[BEGIN RECORD LIST]

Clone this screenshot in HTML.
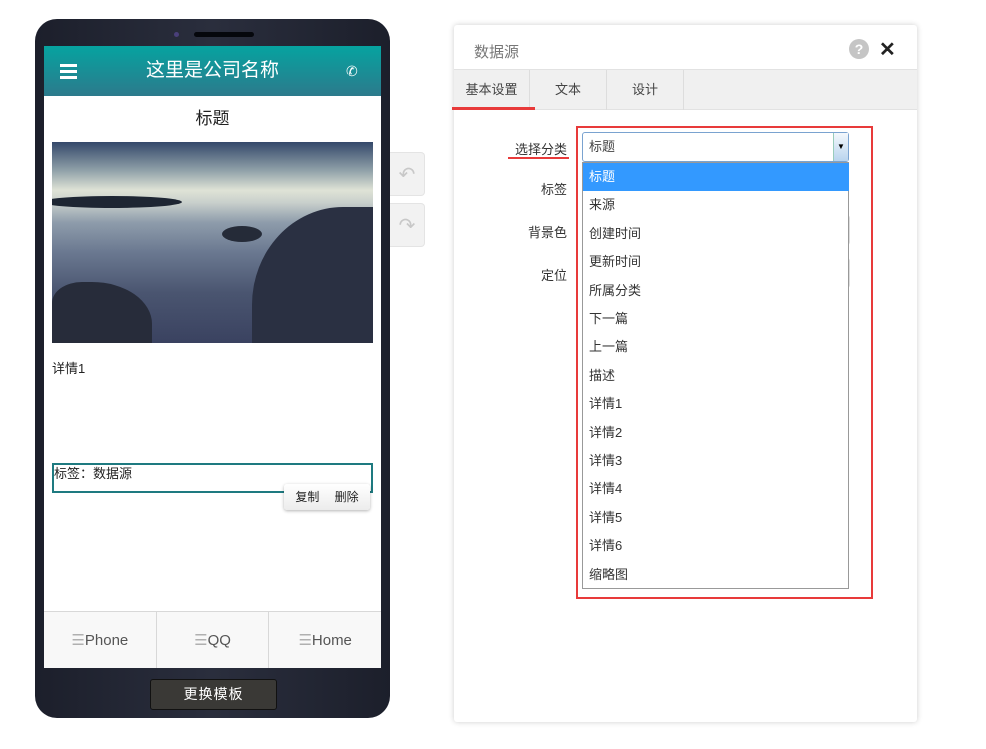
<!DOCTYPE html>
<html><head><meta charset="utf-8"><style>
*{box-sizing:border-box;margin:0;padding:0}
body{width:986px;height:749px;background:#fff;position:relative;font-family:"Liberation Sans","Noto Sans CJK SC",sans-serif;overflow:hidden}
.a{position:absolute}
.phone{left:35px;top:19px;width:355px;height:699px;border-radius:22px;background:linear-gradient(90deg,#1c1f2b,#2a2e3d 50%,#1c1f2b)}
.scr{left:44px;top:46px;width:337px;height:622px;background:#fff;overflow:hidden}
.hdr{left:0;top:0;width:337px;height:50px;background:linear-gradient(#06a3a0,#2c7a8c);color:#fff;font-size:19px;text-align:center;line-height:50px}
.nav{left:0;top:565px;width:337px;height:57px;background:#f8f8f8;border-top:1px solid #d8d8d8;display:flex}
.nav div{flex:1;text-align:center;line-height:57px;font-size:15px;color:#555;border-right:1px solid #d8d8d8}
.nav div:last-child{border:none}
.nav span{color:#b0b0b0}
.ud{left:390px;width:35px;height:44px;background:#f2f2f2;border:1px solid #e4e4e4;border-left:none;border-radius:0 4px 4px 0;color:#c8c8c8;font-size:20px;text-align:center;line-height:44px}
.panel{left:454px;top:25px;width:463px;height:697px;background:#fff;box-shadow:0 0 6px rgba(0,0,0,.2);border-radius:3px}
.tabs{left:0;top:44px;width:463px;height:41px;background:#f0f0f0;border-top:1px solid #e2e2e2;border-bottom:1px solid #e2e2e2}
.tab{top:0;height:40px;line-height:40px;text-align:center;font-size:13px;color:#444;border-right:1px solid #ddd}
.lbl{font-size:13px;color:#333;text-align:right;width:80px}
.it{left:0;width:266px;height:28.4px;line-height:28px;padding-left:6px;font-size:13px;color:#333}
</style></head><body>
<div class="a phone">
  <div class="a" style="left:139px;top:13px;width:5px;height:5px;border-radius:50%;background:#4a3f7a"></div>
  <div class="a" style="left:159px;top:13px;width:60px;height:5px;border-radius:3px;background:#05070c"></div>
</div>
<div class="a scr">
  <div class="a hdr">这里是公司名称
    <div class="a" style="left:16px;top:18px;width:17px;height:3px;background:#fff;box-shadow:0 6px #fff,0 12px #fff"></div>
    <div class="a" style="left:302px;top:0;font-size:14px">✆</div>
  </div>
  <div class="a" style="left:0;top:58px;width:337px;text-align:center;font-size:17px;color:#222">标题</div>
  <div class="a" style="left:8px;top:96px;width:321px;height:201px;overflow:hidden;background:linear-gradient(180deg,#34486a 0%,#8fa0a8 14%,#dfe3d6 24%,#c9d0cc 30%,#8e9cab 40%,#6a7890 55%,#4a5570 75%,#3a4260 100%)">
    <div class="a" style="left:-10px;top:54px;width:140px;height:12px;background:#1e2633;border-radius:50%"></div>
    <div class="a" style="left:0;top:140px;width:100px;height:70px;background:#272c3a;border-radius:30% 60% 0 0"></div>
    <div class="a" style="left:200px;top:65px;width:130px;height:140px;background:#2a3042;border-radius:70% 0 0 0"></div>
    <div class="a" style="left:170px;top:84px;width:40px;height:16px;background:#252b38;border-radius:50%"></div>
  </div>
  <div class="a" style="left:8px;top:312px;font-size:13px;color:#222">详情1</div>
  <div class="a" style="left:8px;top:417px;width:321px;height:30px;border:2px solid #1e7a80;font-size:13px;line-height:18px;color:#222">标签：数据源</div>
  <div class="a" style="left:240px;top:438px;width:86px;height:26px;background:linear-gradient(#fff,#ececec);border-radius:3px;box-shadow:0 1px 3px rgba(0,0,0,.3);font-size:12px;line-height:26px;color:#222;word-spacing:12px;text-align:center">复制 删除</div>
  <div class="a nav"><div><span>☰</span>Phone</div><div><span>☰</span>QQ</div><div><span>☰</span>Home</div></div>
</div>
<div class="a" style="left:150px;top:679px;width:127px;height:31px;background:#3a3936;border:1px solid #111;border-radius:3px;color:#fff;font-size:14px;text-align:center;line-height:29px;letter-spacing:1px">更换模板</div>
<div class="a ud" style="top:152px">↶</div>
<div class="a ud" style="top:203px">↷</div>
<div class="a panel">
  <div class="a" style="left:20px;top:16px;font-size:15px;color:#777">数据源</div>
  <div class="a" style="left:395px;top:14px;width:20px;height:20px;border-radius:50%;background:#c5c5c5;color:#fff;font-weight:bold;font-size:14px;text-align:center;line-height:20px">?</div>
  <div class="a" style="left:425px;top:12px;font-size:20px;font-weight:bold;color:#222">✕</div>
  <div class="a tabs">
    <div class="a tab" style="left:0;width:76px;background:#f0f0f0">基本设置</div>
    <div class="a tab" style="left:76px;width:77px">文本</div>
    <div class="a tab" style="left:153px;width:77px">设计</div>
  </div>
  <div class="a" style="left:-2px;top:82px;width:83px;height:3px;background:#e83a3a"></div>
  <div class="a lbl" style="left:33px;top:114px">选择分类</div>
  <div class="a" style="left:54px;top:132px;width:61px;height:2px;background:#e83a3a"></div>
  <div class="a lbl" style="left:33px;top:154px">标签</div>
  <div class="a lbl" style="left:33px;top:197px">背景色</div>
  <div class="a lbl" style="left:33px;top:240px">定位</div>
  <div class="a" style="left:128px;top:190px;width:268px;height:30px;border:1px solid #ddd;border-radius:3px"></div>
  <div class="a" style="left:128px;top:233px;width:268px;height:30px;border:1px solid #ddd;border-radius:3px"></div>
  <div class="a" style="left:122px;top:101px;width:297px;height:473px;border:2px solid #e83a3a"></div>
  <div class="a" style="left:128px;top:107px;width:267px;height:30px;border:1px solid #7aa3d0;border-radius:3px;background:#fff;font-size:13px;line-height:28px;padding-left:6px;color:#444">标题
    <div class="a" style="right:0;top:0;width:15px;height:28px;background:linear-gradient(#f4f8fc,#b8d4ee);border-left:1px solid #9cb;font-size:8px;text-align:center;line-height:28px;color:#000;padding:0">▼</div>
  </div>
  <div class="a" style="left:128px;top:137px;width:267px;height:427px;border:1px solid #999;background:#fff">
    <div class="a it" style="top:0;background:#3399ff;color:#fff">标题</div>
    <div class="a it" style="top:28.4px">来源</div>
    <div class="a it" style="top:56.8px">创建时间</div>
    <div class="a it" style="top:85.2px">更新时间</div>
    <div class="a it" style="top:113.6px">所属分类</div>
    <div class="a it" style="top:142px">下一篇</div>
    <div class="a it" style="top:170.4px">上一篇</div>
    <div class="a it" style="top:198.8px">描述</div>
    <div class="a it" style="top:227.2px">详情1</div>
    <div class="a it" style="top:255.6px">详情2</div>
    <div class="a it" style="top:284px">详情3</div>
    <div class="a it" style="top:312.4px">详情4</div>
    <div class="a it" style="top:340.8px">详情5</div>
    <div class="a it" style="top:369.2px">详情6</div>
    <div class="a it" style="top:397.6px">缩略图</div>
  </div>
</div>
</body></html>
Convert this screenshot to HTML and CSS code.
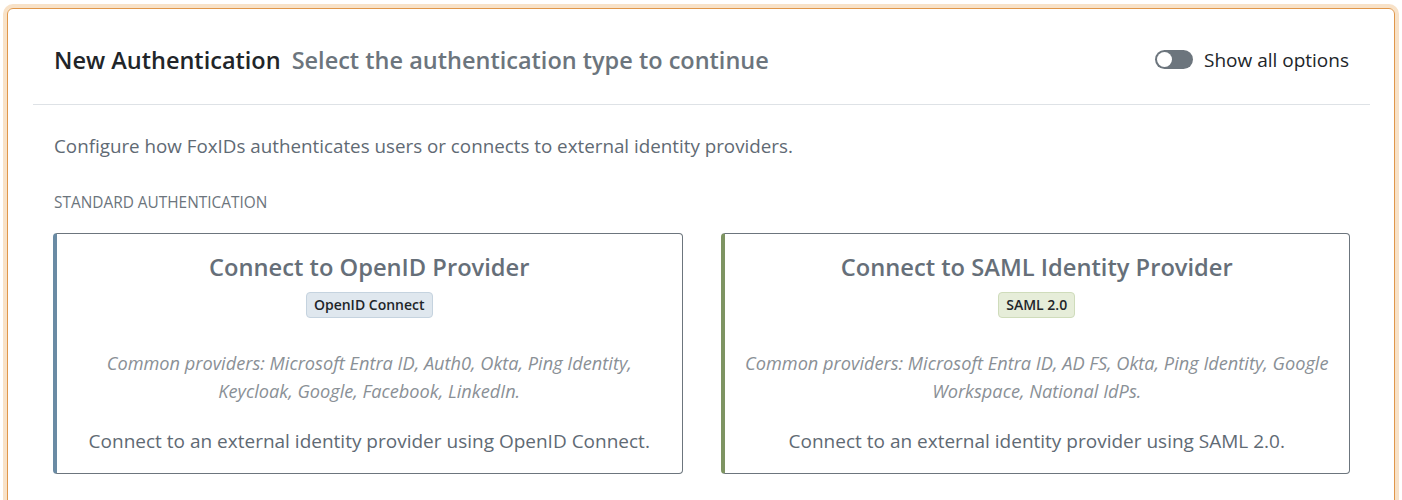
FILE: index.html
```html
<!DOCTYPE html>
<html lang="en">
<head>
    <meta charset="UTF-8">
    <title>New Authentication</title>
    <link rel="stylesheet" href="styles.css">
</head>
<body>
    <div class="panel">
        <div class="panel-header">
            <div class="heading">
                <span class="heading-title">New Authentication</span>
                <span class="heading-sub">Select the authentication type to continue</span>
            </div>
            <label class="switch">
                <span class="switch-track"><span class="switch-knob"></span></span>
                <span class="switch-label">Show all options</span>
            </label>
        </div>
        <div class="panel-body">
            <p class="intro">Configure how FoxIDs authenticates users or connects to external identity providers.</p>
            <div class="section-label">STANDARD AUTHENTICATION</div>
            <div class="options">
                <div class="option option-oidc">
                    <div class="option-title">Connect to OpenID Provider</div>
                    <span class="badge badge-oidc">OpenID Connect</span>
                    <p class="providers">Common providers: Microsoft Entra ID, Auth0, Okta, Ping Identity, Keycloak, Google, Facebook, LinkedIn.</p>
                    <p class="option-text">Connect to an external identity provider using OpenID Connect.</p>
                </div>
                <div class="option option-saml">
                    <div class="option-title">Connect to SAML Identity Provider</div>
                    <span class="badge badge-saml">SAML 2.0</span>
                    <p class="providers">Common providers: Microsoft Entra ID, AD FS, Okta, Ping Identity, Google Workspace, National IdPs.</p>
                    <p class="option-text">Connect to an external identity provider using SAML 2.0.</p>
                </div>
            </div>
        </div>
    </div>
</body>
</html>
```

FILE: styles.css
```css
body {
    margin: 0;
    padding: 8px 7px 0;
    background-color: #fff;
    font-family: "Open Sans", "Noto Sans", sans-serif;
    color: #212529;
}
.panel {
    border: 1px solid #e0974a;
    border-radius: 6px;
    box-shadow: 0 0 0 4px #f8e2c8;
    padding: 0 24px 40px 25px;
    min-height: 600px;
}
.panel-header {
    display: flex;
    align-items: center;
    justify-content: space-between;
    height: 89px;
    padding: 6px 21px 0;
    border-bottom: 1px solid #dee2e6;
}
.heading {
    display: flex;
    align-items: baseline;
    gap: 11px;
    font-size: 23.5px;
    font-weight: 600;
}
.heading-title {
    color: #212529;
}
.heading-sub {
    color: #6c757d;
}
.switch {
    display: flex;
    align-items: center;
    gap: 11px;
}
.switch-track {
    display: flex;
    align-items: center;
    width: 38px;
    height: 19px;
    box-sizing: border-box;
    padding: 2px;
    border-radius: 10px;
    background-color: #6c757d;
}
.switch-knob {
    width: 15px;
    height: 15px;
    border-radius: 50%;
    background-color: #fff;
}
.switch-label {
    font-size: 19px;
}
.panel-body {
    padding: 0 21px;
}
.intro {
    margin: 28px 0 0;
    font-size: 18.8px;
    line-height: 27px;
    color: #5f6a74;
}
.section-label {
    margin-top: 32px;
    font-size: 15.4px;
    line-height: 21px;
    color: #6c757d;
}
.options {
    display: grid;
    grid-template-columns: 1fr 1fr;
    gap: 38px;
    margin: 20px -1px 0;
}
.option {
    display: flex;
    flex-direction: column;
    align-items: center;
    border: 1px solid #6c757d;
    border-radius: 4px;
    padding: 18px 20px 18px;
    text-align: center;
}
.option-oidc {
    border-left: 4px solid #6a8ba4;
}
.option-saml {
    border-left: 4px solid #7e9462;
}
.option-title {
    font-size: 23.7px;
    font-weight: 600;
    line-height: 30px;
    color: #666f79;
}
.badge {
    margin-top: 10px;
    padding: 0 7px;
    line-height: 24px;
    font-size: 14px;
    font-weight: 600;
    color: #212529;
    border-radius: 4px;
}
.badge-oidc {
    background-color: #dfe7ee;
    border: 1px solid #c5d3df;
}
.badge-saml {
    background-color: #e6edd9;
    border: 1px solid #cfdcbb;
}
.providers {
    margin: 31px 0 0;
    font-size: 18.2px;
    font-style: italic;
    line-height: 28px;
    color: #8a9096;
}
.option-text {
    margin: 22px 0 0;
    font-size: 19px;
    line-height: 28px;
    color: #5f6a74;
}
```
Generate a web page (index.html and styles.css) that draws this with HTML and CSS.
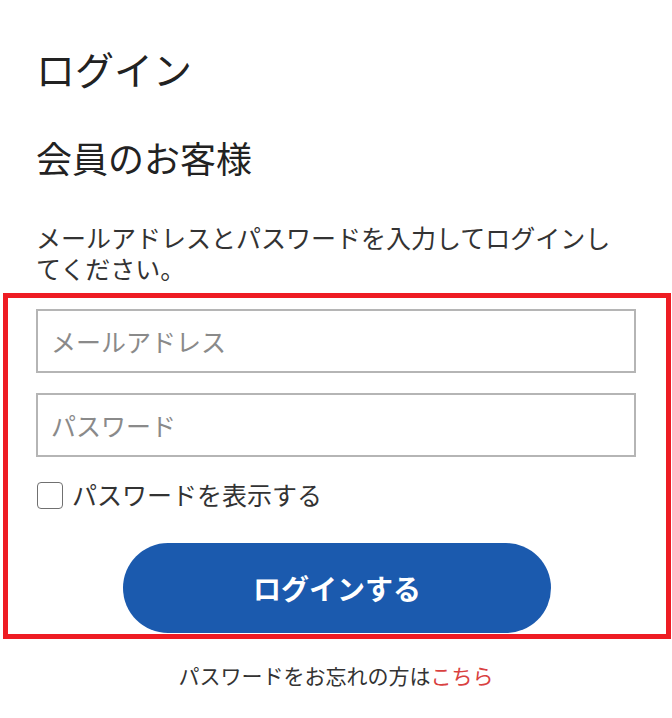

[END RECORD LIST]

GIVEN REQUEST
In the records above, collect each line with "screenshot".

THE COMPLETED TASK
Clone this screenshot in HTML.
Convert this screenshot to HTML and CSS code.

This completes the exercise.